70 Tacken für uns beide zusammen. Ein krasser Platz. Da hats n Supermarkt, n Restaurant, Pool und ich weiss nicht Platz für wieviel Wohnmobile, Zelte und weiss der Henker was. Jeder Platz hat n eigenen Stromanschluss und es gibt n direkten Zugang zum See. Genau da gehen wir auch nochmal hin und quatschen, nachdem es mal wieder Stulle mit Brot zum Znacht gab. Die Nachbarn helfen und mit Bierflaschen die Heringe in den vertrockneten Boden zu dreschen und nach der (sauberen) Dusche gehen wir ins Nest und schwitzen uns kaputt. Nachtruhe ist 22 Uhr und wird danach von der Neighbourhood auch nur noch durch Husten, Streiten und Kindergeschrei unterbrochen- herrlich.
Halb sieben bauen die menschlichen Gestalten vom Platz neben uns ihr Zelt lauthals ab. Merci dafür.

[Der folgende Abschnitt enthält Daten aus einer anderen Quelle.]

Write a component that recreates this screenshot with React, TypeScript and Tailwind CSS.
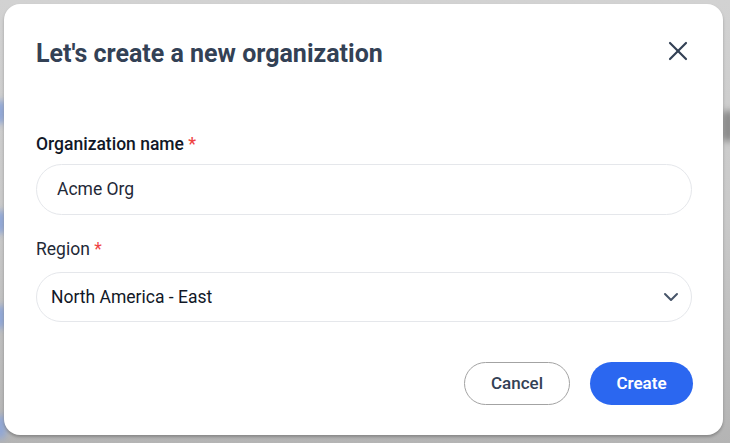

Wir satteln also auch die Hühner und machen uns auf den Weg nach Lugano zum Bahnhof um die Heimreise anzutreten.

Meine Erfahrung mit der SBB sind durchweg schlecht und auch diesmal werde ich darin wieder bestätigt. Um es abzukürzen, wir kommen trotzdem zu Hause an.

Es war eine super schöne Erfahrung, die auf jeden Fall nach Wiederholung und Intensivierung schreit. Die Beine haben das Spielchen erstaunlich gut mitgemacht. Auch dem Arsch geht es den Umständen entsprechend gut. Die Ausrüstung hat sich als einwandfrei herausgestellt. Wir haben nix vermisst und hatten auch von nix zuviel mit.
In der Natur fühl ich mich einfach so unendlich zu Hause. So frei, so dankbar.